The Obama administration on Wednesday reversed yet another Bush-era policy, scrapping leases for oil-shale development on federal lands in Colorado, Utah and Wyoming.
Citing environmental and economic concerns, Interior Secretary Ken Salazar withdrew a proposal for expanded research and development leases and shelved a planned second round.
"We need to push forward aggressively with research, development and demonstration of oil shale technologies to see if we can find a safe and economically viable way to unlock these resources on a commercial scale," he said in a statement.
Salazar rescinded a lease offer made last month for research, development and demonstration projects that could have led to oil-shale works on 1.9 million acres in the three states, greatly expanding the program.
"I am withdrawing that Jan. 14 solicitation because in my view it was a midnight decision, and it was flawed," Salazar told reporters on a teleconference call from Washington, D.C.
He said he also is scrapping an initial 5 percent royalty rate on oil-shale production, saying the rate "sells taxpayers short." Conventional oil and gas production on public land produces royalties of up to 18.8 percent.
Salazar added that new lease proposals would be drafted that "help answer critical questions about oil shale, including about the viability of emerging technologies on a commercial scale, how much water and power would be required, and what impact commercial development would have on land, water, wildlife, and communities."
'Low royalty rates' cited
The Bush-era leases "locked in low royalty rates and a premature regulatory framework," he added. "If oil shale technology proves to be viable on a commercial scale, taxpayers should get a fair rate of return from their resource."
Last October, the Bush administration gave energy companies steep discounts in the royalties they would be required to pay as it established the groundwork for commercial oil shale development on federal land.
At the time Interior Department officials said the 5 percent royalty rate during the first five years of production was needed to spur drilling while still giving taxpayers a fair return. But that rate was much lower than the 12.5 percent to 18.8 percent the government collects from companies harvesting conventional oil and gas on public lands.
Lawmakers from Colorado, Utah and Wyoming, which would have received half of the royalties collected, had said it was too early to issue final rules on oil shale development since so little is known about its impacts on the environment and water resources.
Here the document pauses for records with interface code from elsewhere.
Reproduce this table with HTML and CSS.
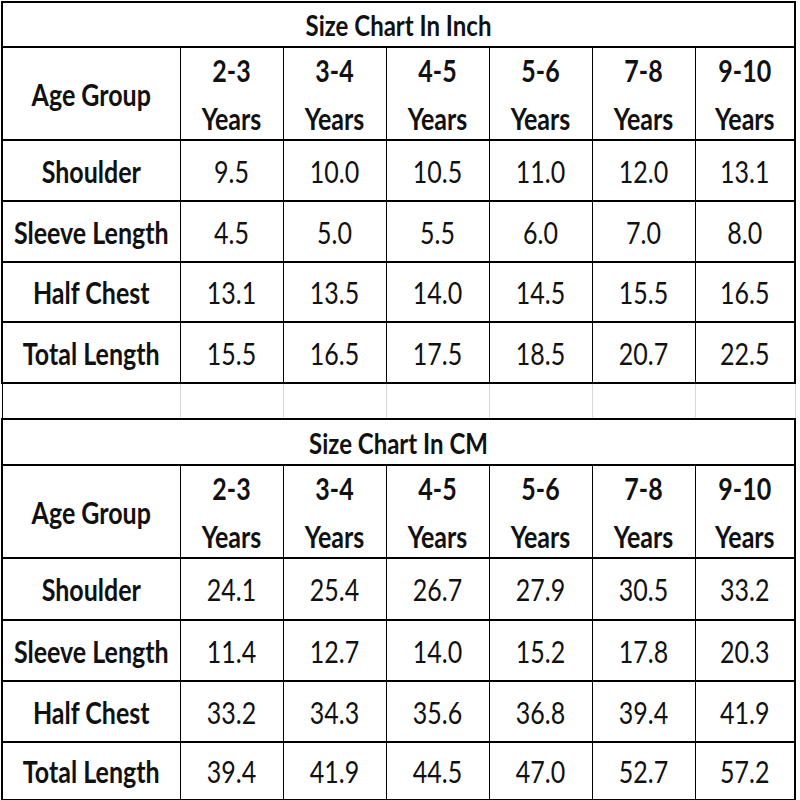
FILE: index.html
```html
<!DOCTYPE html>
<html>
<head>
<meta charset="utf-8">
<title>Size Chart</title>
<link rel="stylesheet" href="styles.css">
</head>
<body>
<div class="page">
<table class="chart">
  <colgroup>
    <col class="c-label"><col class="c-val"><col class="c-val"><col class="c-val"><col class="c-val"><col class="c-val"><col class="c-last">
  </colgroup>
  <tr class="r-title"><th colspan="7"><span class="t">Size Chart In Inch</span></th></tr>
  <tr class="r-head">
    <th><span class="t">Age Group</span></th>
    <th><span class="t">2-3<br>Years</span></th>
    <th><span class="t">3-4<br>Years</span></th>
    <th><span class="t">4-5<br>Years</span></th>
    <th><span class="t">5-6<br>Years</span></th>
    <th><span class="t">7-8<br>Years</span></th>
    <th><span class="t">9-10<br>Years</span></th>
  </tr>
  <tr class="r-data"><th><span class="t">Shoulder</span></th><td><span class="t">9.5</span></td><td><span class="t">10.0</span></td><td><span class="t">10.5</span></td><td><span class="t">11.0</span></td><td><span class="t">12.0</span></td><td><span class="t">13.1</span></td></tr>
  <tr class="r-data"><th><span class="t">Sleeve Length</span></th><td><span class="t">4.5</span></td><td><span class="t">5.0</span></td><td><span class="t">5.5</span></td><td><span class="t">6.0</span></td><td><span class="t">7.0</span></td><td><span class="t">8.0</span></td></tr>
  <tr class="r-data r-mid"><th><span class="t">Half Chest</span></th><td><span class="t">13.1</span></td><td><span class="t">13.5</span></td><td><span class="t">14.0</span></td><td><span class="t">14.5</span></td><td><span class="t">15.5</span></td><td><span class="t">16.5</span></td></tr>
  <tr class="r-data"><th><span class="t">Total Length</span></th><td><span class="t">15.5</span></td><td><span class="t">16.5</span></td><td><span class="t">17.5</span></td><td><span class="t">18.5</span></td><td><span class="t">20.7</span></td><td><span class="t">22.5</span></td></tr>
  <tr class="r-gap"><td></td><td></td><td></td><td></td><td></td><td></td><td></td></tr>
  <tr class="r-title r-title2"><th colspan="7"><span class="t">Size Chart In CM</span></th></tr>
  <tr class="r-head">
    <th><span class="t">Age Group</span></th>
    <th><span class="t">2-3<br>Years</span></th>
    <th><span class="t">3-4<br>Years</span></th>
    <th><span class="t">4-5<br>Years</span></th>
    <th><span class="t">5-6<br>Years</span></th>
    <th><span class="t">7-8<br>Years</span></th>
    <th><span class="t">9-10<br>Years</span></th>
  </tr>
  <tr class="r-data r-d2"><th><span class="t">Shoulder</span></th><td><span class="t">24.1</span></td><td><span class="t">25.4</span></td><td><span class="t">26.7</span></td><td><span class="t">27.9</span></td><td><span class="t">30.5</span></td><td><span class="t">33.2</span></td></tr>
  <tr class="r-data"><th><span class="t">Sleeve Length</span></th><td><span class="t">11.4</span></td><td><span class="t">12.7</span></td><td><span class="t">14.0</span></td><td><span class="t">15.2</span></td><td><span class="t">17.8</span></td><td><span class="t">20.3</span></td></tr>
  <tr class="r-data"><th><span class="t">Half Chest</span></th><td><span class="t">33.2</span></td><td><span class="t">34.3</span></td><td><span class="t">35.6</span></td><td><span class="t">36.8</span></td><td><span class="t">39.4</span></td><td><span class="t">41.9</span></td></tr>
  <tr class="r-data r-last"><th><span class="t">Total Length</span></th><td><span class="t">39.4</span></td><td><span class="t">41.9</span></td><td><span class="t">44.5</span></td><td><span class="t">47.0</span></td><td><span class="t">52.7</span></td><td><span class="t">57.2</span></td></tr>
</table>
</div>
</body>
</html>
```

FILE: styles.css
```css
html, body {
  margin: 0;
  padding: 0;
  background: #fff;
}

.page {
  width: 800px;
  height: 800px;
  padding-top: 1px;
  padding-left: 1px;
  box-sizing: border-box;
  overflow: hidden;
}

.chart {
  border-collapse: collapse;
  table-layout: fixed;
  width: 794px;
  font-family: Lato, "Open Sans", "Liberation Sans", sans-serif;
  font-size: 25px;
  color: #111;
}

.c-label { width: 178px; }
.c-val { width: 103px; }
.c-last { width: 100px; }

.chart th,
.chart td {
  padding: 0;
  text-align: center;
  vertical-align: middle;
  border-top: 2px solid #000;
  border-bottom: 2px solid #000;
  border-left: 1px solid #000;
  border-right: 1px solid #000;
  line-height: 28px;
}

.chart th { font-weight: 700; }
.chart td { font-weight: 400; }

.chart tr > :first-child { border-left-width: 2px; }
.chart tr > :last-child { border-right-width: 2px; }

.t {
  display: inline-block;
  transform: scaleY(1.2);
  white-space: nowrap;
}

.r-title { height: 45px; }
.r-title .t { font-size: 24px; }
.r-head { height: 93px; }
.r-head .t { line-height: 40px; }
.r-data { height: 61px; }
.r-mid { height: 60px; }
.r-title2 { height: 46px; }
.r-d2 { height: 62px; }
.r-last { height: 58px; }

.r-gap { height: 36px; }
.chart .r-gap td {
  border-top: none;
  border-bottom: none;
  border-left: 1px solid #d9d9d9;
  border-right: 1px solid #d9d9d9;
}
.chart .r-gap td:first-child { border-left: 1px solid #000; }
```
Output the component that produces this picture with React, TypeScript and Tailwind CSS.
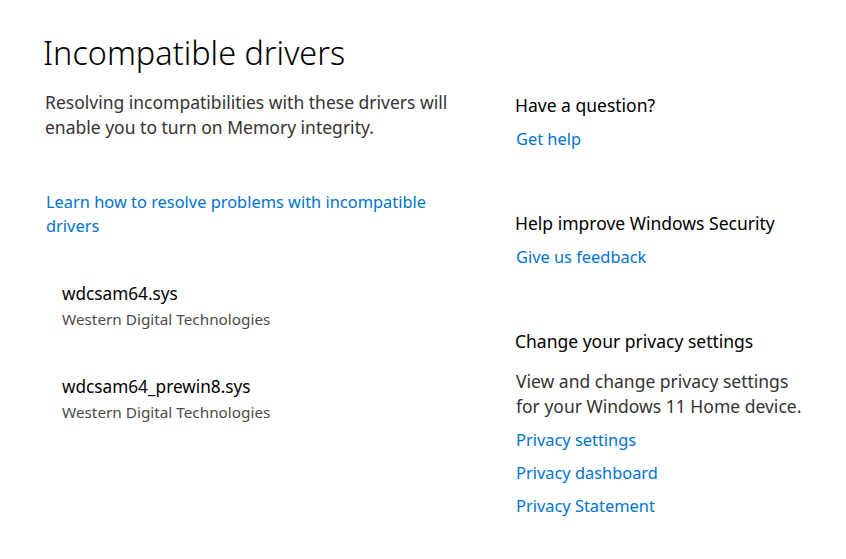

Salazar at the time was a senator representing Colorado, and called the Bush regulations "premature and flawed."
Lots of energy needed
Up to 800 billion barrels of oil — enough to displace oil imports for 100 years, according to the Interior Department — is locked within fine-grained rock known as oil shale. The bulk of the resources are within a 16,000-square-mile area known as the Green River formation in Colorado, Utah and Wyoming.
Energy companies are looking into various ways of extracting the oil economically. Unlike traditional sources of oil, oil shale is costly to produce. Energy is needed to bake the rock and pump the molten oil to the surface. Shale oil can cost about $37.75 to $65.21 a barrel to produce, compared with $19.50 per barrel for conventional crude, according to Interior Department figures.
A government program to subsidize oil shale development in the 1980s was shut down when cost figures came in at several times the then-market price for oil.
Salazar's action marks the second time he has reversed an action by the Bush administration. He also halted the leasing of oil and gas drilling parcels near national parks in Utah three weeks ago.
The Environmental Protection Agency has also reversed or is reviewing several Bush-era environmental rules.
Industry angry, activists happy
A trade association of independent oil and natural gas producers criticized Salazar's decision.
"It's part of a pattern of decisions by the secretary that are detrimental to all sources of domestic energy," said Kathleen Sgamma, government affairs director for the Denver-based Independent Petroleum Association of Mountain States.
Environmental groups hailed the slowdown in oil-shale leasing, saying the technology is unproved.
The federal government already has leased land in Colorado and Utah — but none in Wyoming — for small-scale oil-shale works.
Shell Exploration & Production Co., a major player with three research and development leases in Colorado it picked up years ago, said it wasn't affected by Salazar's decision because it wasn't eligible to bid on more federal parcels. Shell is working its own lands in western Colorado, testing a method of baking oil shale in the ground.
"The whole point of this was to get more entities out there researching technology," said Tracy Boyd, a Shell spokesman in Denver.
Shell won't know until the middle of the next decade whether oil-shale development is feasible, he said.